Perwakilan Forum Komunikasi Driver Online (FKDO) Aris Rinaldi berharap agar Komisi V DPR yang tengah membahas revisi tersebut lebih selektif memasukan aktivitas transportasi daring dalam regulasi.
"Kami ingin menyampaikan RUU ini agar lebih selektif lagi menerapkan [transportasi] online terutama Angkutan Sewa Khusus [ASK] agar pertimbangan kembali. ASK oleh pemerintah sempat diatur tetapi dibingungkan pemerintah karena aturan dibuat tanpa proses penelitian, pengkajian, sehingga beberapa kali peraturan menteri perhubungan yang diterbitkan kandas terus," jelasnya dalam Rapat Dengar Pendapat Umum di Komisi V DPR, Senin (6/7/2020).
Menurutnya, Peraturan Menteri Perhubungan No. 118/2018 tentang ASK tidak menguntungkan pelaku taksi online. Pasalnya, dengan dianggap sebagai angkutan umum, pengemudi taksol dibebankan berbagai kewajiban seperti uji kir hingga penggunaan stiker.
"ASK menolak tertuang dalam revisi UU, kami juga belum mendapatkan definsi aplikasi [taksol dan ojol] ini, kami tidak dapat definisi aplikasi online ini dari aturan manapun," paparnya.

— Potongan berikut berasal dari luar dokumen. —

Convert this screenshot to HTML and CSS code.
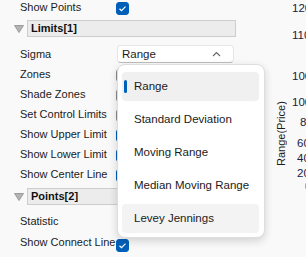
FILE: index.html
```html
<!DOCTYPE html>
<html lang="en">
<head>
    <meta charset="UTF-8">
    <title>Control Chart Properties</title>
    <link rel="stylesheet" href="styles.css">
</head>
<body>
    <div class="page">
        <div class="panel">
            <div class="row">
                <span class="label">Show Points</span>
                <span class="check on"></span>
            </div>

            <div class="group">
                <svg class="toggle" width="10" height="8" viewBox="0 0 10 8"><polygon points="0.5,0.5 9.5,0.5 5,7.5" fill="#b4b4b4" stroke="#9c9c9c" stroke-width="1"/></svg>
                <div class="group-title">Limits[1]</div>
            </div>

            <div class="row row-select">
                <span class="label">Sigma</span>
                <div class="select">
                    <span>Range</span>
                    <svg class="chevron" width="9" height="6" viewBox="0 0 9 6"><polyline points="1,5 4.5,1.5 8,5" fill="none" stroke="#6b6b6b" stroke-width="1.2"/></svg>
                </div>
            </div>
            <div class="row">
                <span class="label">Zones</span>
                <span class="check"></span>
            </div>
            <div class="row">
                <span class="label">Shade Zones</span>
                <span class="check"></span>
            </div>
            <div class="row">
                <span class="label">Set Control Limits</span>
                <span class="check"></span>
            </div>
            <div class="row">
                <span class="label">Show Upper Limit</span>
                <span class="check on"></span>
            </div>
            <div class="row">
                <span class="label">Show Lower Limit</span>
                <span class="check on"></span>
            </div>
            <div class="row">
                <span class="label">Show Center Line</span>
                <span class="check on"></span>
            </div>

            <div class="group group-second">
                <svg class="toggle" width="10" height="8" viewBox="0 0 10 8"><polygon points="0.5,0.5 9.5,0.5 5,7.5" fill="#b4b4b4" stroke="#9c9c9c" stroke-width="1"/></svg>
                <div class="group-title">Points[2]</div>
            </div>

            <div class="row row-stat">
                <span class="label">Statistic</span>
            </div>
            <div class="row">
                <span class="label">Show Connect Line</span>
                <span class="check on low"></span>
            </div>

            <!-- open dropdown of Sigma -->
            <ul class="dropdown">
                <li class="item selected">Range</li>
                <li class="item">Standard Deviation</li>
                <li class="item">Moving Range</li>
                <li class="item">Median Moving Range</li>
                <li class="item hover">Levey Jennings</li>
            </ul>
        </div>

        <div class="chart">
            <div class="axis-title">Range(Price)</div>
            <span class="tick" style="top: 2px; left: 22px;">120</span>
            <span class="tick" style="top: 29px; left: 22px;">110</span>
            <span class="tick" style="top: 70px; left: 22px;">100</span>
            <span class="tick" style="top: 96px; left: 22px;">100</span>
            <span class="tick" style="top: 116px; left: 30px;">80</span>
            <span class="tick" style="top: 137px; left: 27px;">60</span>
            <span class="tick" style="top: 152px; left: 27px;">40</span>
            <span class="tick" style="top: 167px; left: 27px;">20</span>
            <span class="dot"></span>
        </div>
    </div>
</body>
</html>
```

FILE: styles.css
```css
/* base */
html, body {
    margin: 0;
    padding: 0;
    width: 306px;
    height: 257px;
    overflow: hidden;
    background-color: #f9f9f9;
    font-family: "Liberation Sans", Arial, sans-serif;
    font-size: 11px;
    color: #1b1b1b;
}

.page {
    display: flex;
    margin-top: -3px;
}

/* property panel */
.panel {
    position: relative;
    width: 270px;
    flex: none;
}

.row {
    display: flex;
    align-items: center;
    height: 20px;
}

.label {
    width: 96px;
    padding-left: 20px;
    white-space: nowrap;
}

.check {
    width: 11px;
    height: 11px;
    border: 1px solid #8a8a8a;
    border-radius: 3px;
    background-color: #fdfdfd;
    margin-top: 2px;
}

.check.on {
    border-color: #005fb8;
    background-color: #005fb8;
    background-image: url("data:image/svg+xml;utf8,<svg xmlns='http://www.w3.org/2000/svg' width='11' height='11' viewBox='0 0 11 11'><polyline points='2.5,5.8 4.5,7.6 8.5,3.6' fill='none' stroke='white' stroke-width='1.2'/></svg>");
}

.check.low {
    margin-top: 6px;
}

/* group header */
.group {
    display: flex;
    align-items: center;
    padding: 3px 0;
}

.group-second {
    padding: 4px 0 5px;
}

.toggle {
    margin-left: 14px;
    margin-right: 3px;
    margin-top: 1px;
}

.group-title {
    width: 204px;
    height: 15px;
    line-height: 15px;
    padding-left: 3px;
    border: 1px solid #cdcdcd;
    background-color: #ececec;
    font-weight: bold;
    color: #111;
}

/* select field */
.row-select {
    height: 21px;
    padding-top: 3px;
}

.select {
    display: flex;
    align-items: center;
    justify-content: space-between;
    box-sizing: border-box;
    width: 117px;
    height: 18px;
    margin-left: 1px;
    padding: 0 12px 0 4px;
    background-color: #fff;
    border: 1px solid #e6e6e6;
    border-bottom-color: #bdbdbd;
    border-radius: 4px;
    font-size: 11.5px;
}

.row-stat {
    height: 22px;
}

/* open dropdown */
.dropdown {
    position: absolute;
    top: 67px;
    left: 117px;
    width: 137px;
    margin: 0;
    padding: 7px 5px 4px 4px;
    list-style: none;
    background-color: #fff;
    border: 1px solid #dedede;
    border-radius: 8px;
    box-shadow: 0 3px 8px rgba(0, 0, 0, 0.16);
    font-size: 11.5px;
}

.item {
    position: relative;
    height: 29px;
    line-height: 29px;
    padding-left: 12px;
    margin-bottom: 4px;
    border-radius: 4px;
    white-space: nowrap;
}

.item:last-child {
    margin-bottom: 0;
}

.item.selected {
    background-color: #f0f0f0;
}

.item.selected::before {
    content: "";
    position: absolute;
    left: 2px;
    top: 8px;
    width: 3px;
    height: 13px;
    border-radius: 2px;
    background-color: #005fb8;
}

.item.hover {
    background-color: #f3f3f3;
}

/* chart at the right */
.chart {
    position: relative;
    flex: 1;
    height: 260px;
    margin-top: 3px;
}

.axis-title {
    position: absolute;
    left: 5px;
    top: 108px;
    width: 12px;
    height: 58px;
    writing-mode: vertical-rl;
    transform: rotate(180deg);
    white-space: nowrap;
    line-height: 12px;
}

.tick {
    position: absolute;
    line-height: 12px;
    font-size: 11.5px;
    color: #1a2040;
}

.dot {
    position: absolute;
    left: 35px;
    top: 183px;
    width: 3px;
    height: 6px;
    border-radius: 2px;
    background-color: #f0a030;
}
```
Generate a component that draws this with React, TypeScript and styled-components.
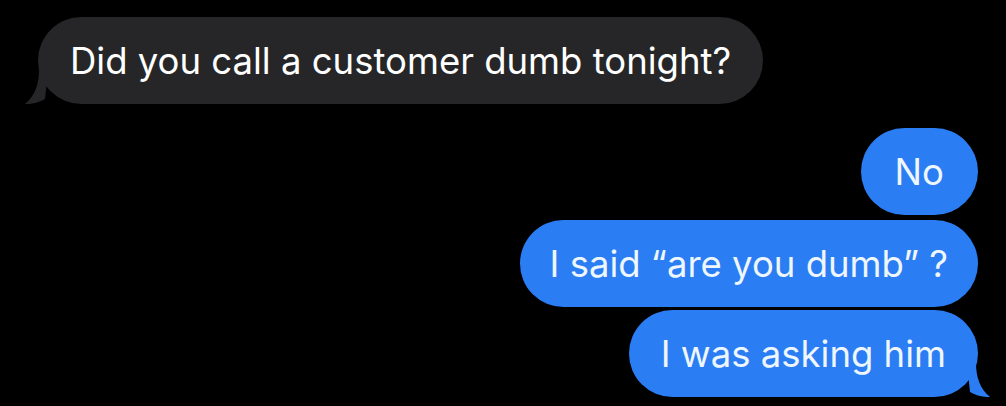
import React from "react";
import styled, { createGlobalStyle } from "styled-components";

const Global = createGlobalStyle`
  html, body { margin: 0; padding: 0; background: #000; }
  body { width: 1006px; height: 406px; overflow: hidden; font-family: Inter, "Open Sans", "Liberation Sans", sans-serif; }
`;

const Thread = styled.div`
  display: flex;
  flex-direction: column;
  padding: 17px 28px 0 38px;
`;

const Bubble = styled.div<{ $me?: boolean; $gap?: number; $px?: number; $ls?: number }>`
  position: relative;
  align-self: ${(p) => (p.$me ? "flex-end" : "flex-start")};
  margin-top: ${(p) => p.$gap ?? 0}px;
  height: 87px;
  box-sizing: border-box;
  padding: 0 ${(p) => p.$px ?? 31}px;
  display: flex;
  align-items: center;
  border-radius: 44px;
  background: ${(p) => (p.$me ? "#2a7df2" : "#262628")};
  color: ${(p) => (p.$me ? "#eef6ff" : "#fff")};
  font-size: 36.5px;
  letter-spacing: ${(p) => p.$ls ?? 0}px;
  white-space: nowrap;
`;

const Tail = styled.svg<{ $me?: boolean }>`
  position: absolute;
  bottom: 0;
  width: 22px;
  height: 34px;
  ${(p) => (p.$me ? "right: -12px;" : "left: -13px;")}
`;

const LeftTail = () => (
  <Tail viewBox="0 0 22 34" aria-hidden>
    <path d="M14 0 C14 14 10 26 0 34 C8 34 15 32 20 29 L22 10 Z" fill="#262628" />
  </Tail>
);

const RightTail = () => (
  <Tail $me viewBox="0 0 22 34" aria-hidden>
    <path d="M8 0 C8 14 12 26 22 34 C14 34 7 32 2 29 L0 10 Z" fill="#2a7df2" />
  </Tail>
);

export default function App() {
  return (
    <>
      <Global />
      <Thread>
        <Bubble $px={32}>
          <LeftTail />
          Did you call a customer dumb tonight?
        </Bubble>
        <Bubble $me $gap={24} $px={34}>
          No
        </Bubble>
        <Bubble $me $gap={5} $px={30}>
          I said “are you dumb” ?
        </Bubble>
        <Bubble $me $gap={3} $px={32}>
          <RightTail />
          I was asking him
        </Bubble>
      </Thread>
    </>
  );
}
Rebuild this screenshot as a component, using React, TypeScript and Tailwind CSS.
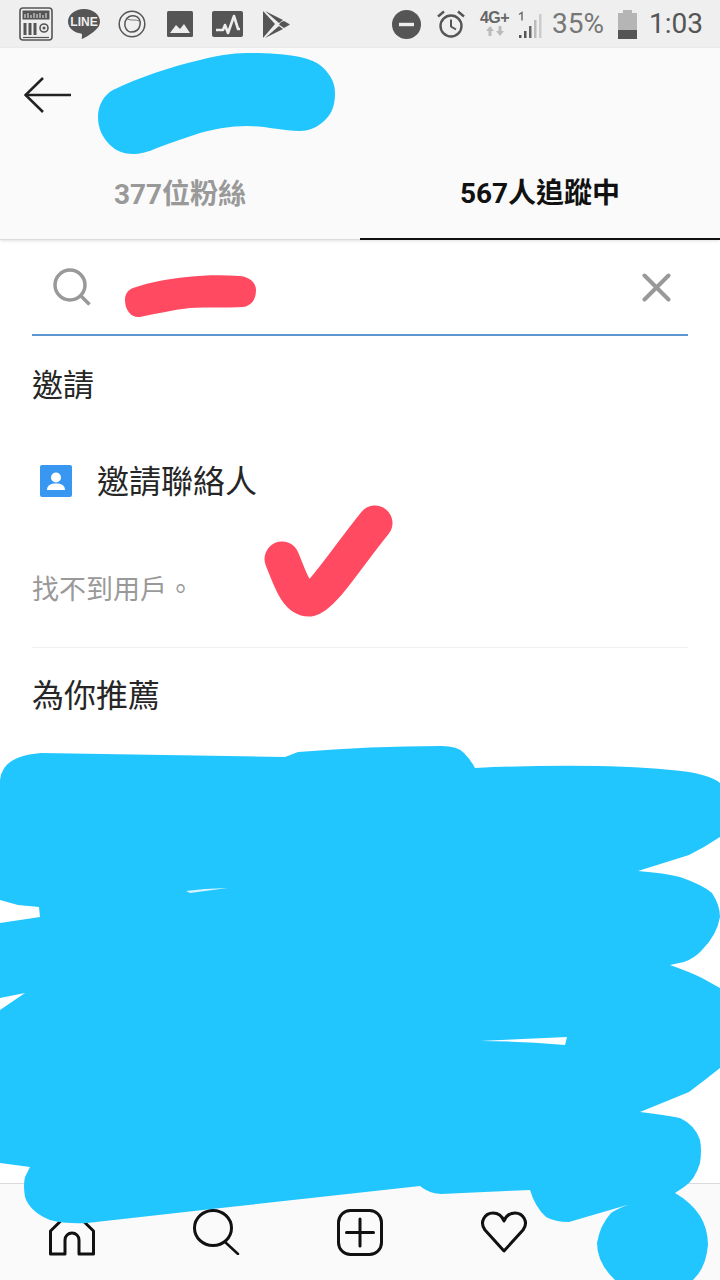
const sans = "font-['Roboto','Noto_Sans_CJK_TC',sans-serif]";

function StatusBar() {
  return (
    <div className="flex h-12 items-center justify-between bg-[#efefef] pl-[19px] pr-[17px] text-[#555]">
      <div className="flex items-center">
        {/* equalizer app */}
        <svg width="34" height="34" viewBox="0 0 34 34" fill="none">
          <rect x="1" y="1" width="32" height="32" rx="3" stroke="#555" strokeWidth="1.6" />
          <rect x="3.5" y="3.5" width="27" height="9" fill="#555" />
          <path d="M6 11V7M9 11V6M12 11V8M15 11V6M18 11V7M21 11V6M24 11V8M27 11V6" stroke="#eee" strokeWidth="1" />
          <path d="M6 16v12M11 16v12M16 16v12" stroke="#555" strokeWidth="3" />
          <circle cx="25" cy="21" r="4" stroke="#555" strokeWidth="1.6" />
          <circle cx="25" cy="21" r="1.5" fill="#555" />
          <path d="M4 30.5h26" stroke="#555" strokeWidth="1.2" />
        </svg>
        {/* LINE */}
        <svg className="ml-[15px]" width="32" height="31" viewBox="0 0 32 31">
          <path d="M16 0C7 0 0 5.600 0 12.500C0 19 5.800 23.600 13 24.600C14.500 25 14 27 13.700 30C17 29 25 24 29 19.500C31 17.500 32 15 32 12.500C32 5.600 25 0 16 0Z" fill="#555" />
          <text x="16" y="17" textAnchor="middle" fontSize="12" fontWeight="700" fill="#eee" fontFamily="Liberation Sans, sans-serif">LINE</text>
        </svg>
        {/* round browser badge */}
        <svg className="ml-[18px]" width="28" height="28" viewBox="0 0 28 28" fill="none">
          <circle cx="14" cy="14" r="12.800" stroke="#555" strokeWidth="1.500" />
          <path d="M7 12C8 7 13 5 17 6C21 7 23 11 22 15C21 20 17 22 13 22C9 22 6 17 7 12Z" stroke="#555" strokeWidth="1.500" />
          <path d="M9 9C13 11 18 9 21 11" stroke="#777" strokeWidth="1" />
        </svg>
        {/* gallery */}
        <svg className="ml-[21px]" width="26" height="26" viewBox="0 0 26 26">
          <rect width="26" height="26" rx="1.500" fill="#555" />
          <path d="M3 22L9 14L13 18L17 13L23 22Z" fill="#eee" />
        </svg>
        {/* activity */}
        <svg className="ml-[19px]" width="31" height="26" viewBox="0 0 31 26" fill="none">
          <rect width="31" height="26" rx="2" fill="#555" />
          <path d="M4 19H11L13 14L16 22L22 5L26 18H28" stroke="#eee" strokeWidth="2.600" strokeLinejoin="round" />
        </svg>
        {/* play store */}
        <svg className="ml-5" width="27" height="27" viewBox="0 0 27 27">
          <path d="M0 0L12 13L0 27Z" fill="#555" />
          <path d="M2 0L20 9L16 12Z" fill="#555" />
          <path d="M2 27L20 18L16 15Z" fill="#555" />
          <path d="M18 11L21 10L27 13.500L21 17L18 15L16 13.500Z" fill="#555" />
        </svg>
      </div>

      <div className="flex items-center">
        {/* do not disturb */}
        <svg width="29" height="29" viewBox="0 0 29 29">
          <circle cx="14.500" cy="14.500" r="14.500" fill="#555" />
          <rect x="7" y="12.800" width="15" height="3.400" fill="#eee" />
        </svg>
        {/* alarm */}
        <svg className="ml-[16px]" width="28" height="28" viewBox="0 0 28 28" fill="none" stroke="#555" strokeWidth="2.400">
          <circle cx="14" cy="16" r="10.500" />
          <path d="M14 9.500V16.500L19 19.500" strokeWidth="2" />
          <path d="M1 6.500L7 1.500M27 6.500L21 1.500" />
        </svg>
        {/* network type */}
        <div className="ml-[14px] flex w-[31px] flex-col items-center">
          <span className="font-['Liberation_Sans',sans-serif] text-[16px] font-bold leading-[14px] tracking-[-0.5px] text-[#666]">4G+</span>
          <svg width="20" height="12" viewBox="0 0 20 12" fill="#bbb">
            <path d="M5 1L9 6H6.500V11H3.500V6H1Z" />
            <path d="M15 11L19 6H16.500V1H13.500V6H11Z" />
          </svg>
        </div>
        {/* signal */}
        <svg className="ml-2" width="24" height="27" viewBox="0 0 24 27">
          <path d="M1 3.500L4 1.500V9.500" fill="none" stroke="#666" strokeWidth="1.400" />
          <rect x="1" y="24" width="2.500" height="3" fill="#555" />
          <rect x="6" y="20" width="2.500" height="7" fill="#555" />
          <rect x="11" y="15" width="2.500" height="12" fill="#666" />
          <rect x="16" y="9" width="2.500" height="18" fill="#bbb" />
          <rect x="21" y="3" width="2.500" height="24" fill="#ccc" />
        </svg>
        <span className={`${sans} ml-[10px] text-[28px] leading-none text-[#777]`}>35%</span>
        {/* battery */}
        <div className="ml-[14px] flex h-[29px] w-[19px] flex-col items-center">
          <div className="h-[3px] w-[9px] bg-[#b5b5b5]" />
          <div className="flex-1 w-full bg-[#b5b5b5]" />
          <div className="h-[9px] w-full bg-[#555]" />
        </div>
        <span className={`${sans} ml-3 text-[28px] leading-none text-[#555]`}>1:03</span>
      </div>
    </div>
  );
}

function Header() {
  return (
    <div className="relative bg-[#fafafa] shadow-[0_1px_3px_rgba(0,0,0,0.12)]">
      <div className="flex h-[94px] items-center pl-6">
        <svg width="48" height="36" viewBox="0 0 48 36" fill="none" stroke="#222" strokeWidth="2.600">
          <path d="M1 18H47" />
          <path d="M19 1L1.500 18L19 35" />
        </svg>
      </div>
      <div className={`${sans} grid h-[98px] grid-cols-2 text-[28px] font-bold leading-none`}>
        <div className="flex items-center justify-center border-b border-[#dbdbdb] pt-2 text-[#999]">377位粉絲</div>
        <div className="flex items-center justify-center border-b-[2.500px] border-[#111] pt-2 text-[#111]">567人追蹤中</div>
      </div>
    </div>
  );
}

function SearchRow() {
  return (
    <div className="mx-8 flex h-[96px] items-center justify-between border-b-2 border-[#5b96d1] pl-[21px] pr-[17px]">
      <svg width="38" height="38" viewBox="0 0 38 38" fill="none" stroke="#999" strokeWidth="3.500">
        <circle cx="17" cy="17" r="15" />
        <path d="M27.500 27.500L36.500 36.500" />
      </svg>
      <svg width="29" height="29" viewBox="0 0 29 29" fill="none" stroke="#999" strokeWidth="4" strokeLinecap="round">
        <path d="M2.500 2.500L26.500 26.500M26.500 2.500L2.500 26.500" />
      </svg>
    </div>
  );
}

function InviteSection() {
  return (
    <div className={`${sans} text-[#262626]`}>
      <div className="flex h-24 items-center px-8 pt-1 text-[31px]">邀請</div>
      <div className="flex h-[98px] items-center pl-10">
        <svg width="32" height="32" viewBox="0 0 32 32">
          <rect width="32" height="32" rx="2" fill="#3897f0" />
          <circle cx="16" cy="12.500" r="5" fill="#fff" />
          <path d="M7 25C7 20 11 18.500 16 18.500C21 18.500 25 20 25 25Z" fill="#fff" />
        </svg>
        <span className="ml-[25px] pt-[2px] text-[32px] leading-none">邀請聯絡人</span>
      </div>
      <div className="mx-8 flex h-[118px] items-center border-b border-[#efefef] pt-1 text-[27px] text-[#999]">找不到用戶。</div>
      <div className="flex h-[94px] items-center px-8 pt-[2px] text-[32px]">為你推薦</div>
    </div>
  );
}

function BottomNav() {
  return (
    <div className="grid h-[97px] grid-cols-5 items-center border-t border-[#dbdbdb] bg-[#fafafa]">
      <div className="flex justify-center">
        <svg width="46" height="48" viewBox="0 0 46 48" fill="none" stroke="#111" strokeWidth="3">
          <path d="M1.500 46V23L23 2L44.500 23V46H30V32A7 7 0 0 0 16 32V46Z" strokeLinejoin="round" />
        </svg>
      </div>
      <div className="flex justify-center">
        <svg width="47" height="46" viewBox="0 0 47 46" fill="none" stroke="#111" strokeWidth="3">
          <ellipse cx="20" cy="19" rx="18.500" ry="17.500" />
          <path d="M32 33L45 45" strokeWidth="2.500" strokeLinecap="round" />
        </svg>
      </div>
      <div className="flex justify-center">
        <svg width="46" height="47" viewBox="0 0 46 47" fill="none" stroke="#111" strokeWidth="3">
          <rect x="1.500" y="1.500" width="43" height="44" rx="12" />
          <path d="M23 10V37M9.500 23.500H36.500" strokeLinecap="round" />
        </svg>
      </div>
      <div className="flex justify-center">
        <svg width="48" height="42" viewBox="0 0 48 42" fill="none" stroke="#111" strokeWidth="3">
          <path d="M24 40L5 19C-1 11 5 2 13 2C18 2 22 5 24 10C26 5 30 2 35 2C43 2 49 11 43 19Z" strokeLinejoin="round" />
        </svg>
      </div>
      <div />
    </div>
  );
}

// finger-painted marker strokes drawn on top of the whole page
function Scribbles() {
  return (
    <svg className="absolute inset-0 blur-[0.6px]" width="720" height="1280" viewBox="0 0 720 1280">
      <path
        fill="#22c6ff"
        d="M98 117C98 105 104 95 113 90C140 77 170 67 200 60C215 56 232 53 247 53C265 53 285 54 300 57C314 60 322 65 327 72C333 79 335 86 335 93C335 107 331 115 323 122C316 128 308 131 300 131C282 131 265 126 247 126C230 126 215 129 200 133C185 138 170 143 157 148C148 152 140 154 133 154C124 154 116 151 110 145C102 137 98 128 98 117Z"
      />
      <path
        fill="#ff4a62"
        d="M125 300C125 294 128 290 133 288C150 282 168 279 187 277C205 275 222 275 240 276C250 277 256 283 256 290C256 300 251 306 243 307C225 308 207 307 190 308C172 310 155 314 140 317C131 318 125 310 125 300Z"
      />
      <path
        fill="none"
        stroke="#ff4a62"
        strokeWidth="35"
        strokeLinecap="round"
        strokeLinejoin="round"
        d="M282 559C290 578 296 600 310 599C323 596 345 560 375 523"
      />
      <path
        fill="#22c6ff"
        fillRule="evenodd"
        d="M0 780Q2 756 41 753L285 757L298 752Q370 746 441 746Q458 746 464 753Q471 760 475 768Q540 765 597 766Q650 767 689 772Q712 776 720 783L720 837Q705 847 689 855L638 871Q665 873 680 877Q703 885 712 893Q720 905 720 917Q717 935 702 950Q695 958 684 962L670 965Q690 972 702 978L720 988L720 1068Q705 1080 689 1092L640 1112Q665 1115 680 1118Q695 1125 700 1140Q702 1150 700 1163Q695 1180 684 1187L675 1193Q708 1212 708 1245Q706 1268 693 1280L615 1280Q597 1263 597 1243Q600 1225 611 1213Q622 1206 634 1203L569 1222Q555 1222 546 1217Q535 1207 530 1190L441 1194Q428 1193 420 1186L230 1207L87 1223Q65 1224 50 1220Q30 1212 25 1197Q23 1185 25 1177L30 1167L0 1163L0 1010L25 993L0 998L0 923L40 917L39 907L18 905L0 900Z M480 1041L567 1037L565 1045Q520 1041 480 1041Z"
      />
      <path d="M186 891L205 889L228 888L205 891L190 893Z" fill="#d8f4ff" />
    </svg>
  );
}

export default function App() {
  return (
    <div className="relative flex h-[1280px] w-[720px] flex-col overflow-hidden bg-white">
      <StatusBar />
      <Header />
      <SearchRow />
      <InviteSection />
      <div className="flex-1" />
      <BottomNav />
      <Scribbles />
    </div>
  );
}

Sejalan, Perwakilan Komunitas Aksi Nasional Driver Online (Komando) Adrian mengatakan semakin lama aktivitas taksol semakin memberatkan para mitra pengemudi. Sejak menjadi mitra taksol pada 2014 dia menyebut penghasilannya terus menurun.
Baca Juga
"Saat kemunculannya kami berbangga ini produk kreativitas dan kemandirian, filosofi itu yang ada, sampai kami berani diberhentikan bekerja dan ini jadi tempat menaungi kami. Kondisi saat ini sungguh jauh berbeda, sekedar contoh perbedaan penghasilan tempo hari Rp500.000-Rp600.000 cukup mudah, untuk dapat penghasilan seperti itu saat ini sangat sulit," bebernya.
Dia menegaskan dari penghasilan per hari Rp400.000 itu dipotong 20 persen oleh aplikator, lalu dipotong bensin Rp100.000, dan cicilan mobil per hari Rp100.00. Hasilnya, yang didapat dan dibawa pulang hanya Rp120.000.
"Penurunan drastisnya sudah signifikan. Ada aturan Angkutan Sewa Khusus, kami sangat keberatan, apalagi produk hukum ini dalam revisi UU LLAJ. Dengan kondisi saat ini kami tak mampu bersaing, kami tak mampu lagi bayar kewajiban sebagai badan hukum," tegasnya.
Dia menegaskan implikasi sebagai angkutan umum yang tidak dapat ditanggung oleh mitra pengemudi taksol karena sifatnya yang mandiri, sedangkan konsekuensi angkutan umum harus membayar menjadi badan hukum, uji kir, dan ketentuan lainnya.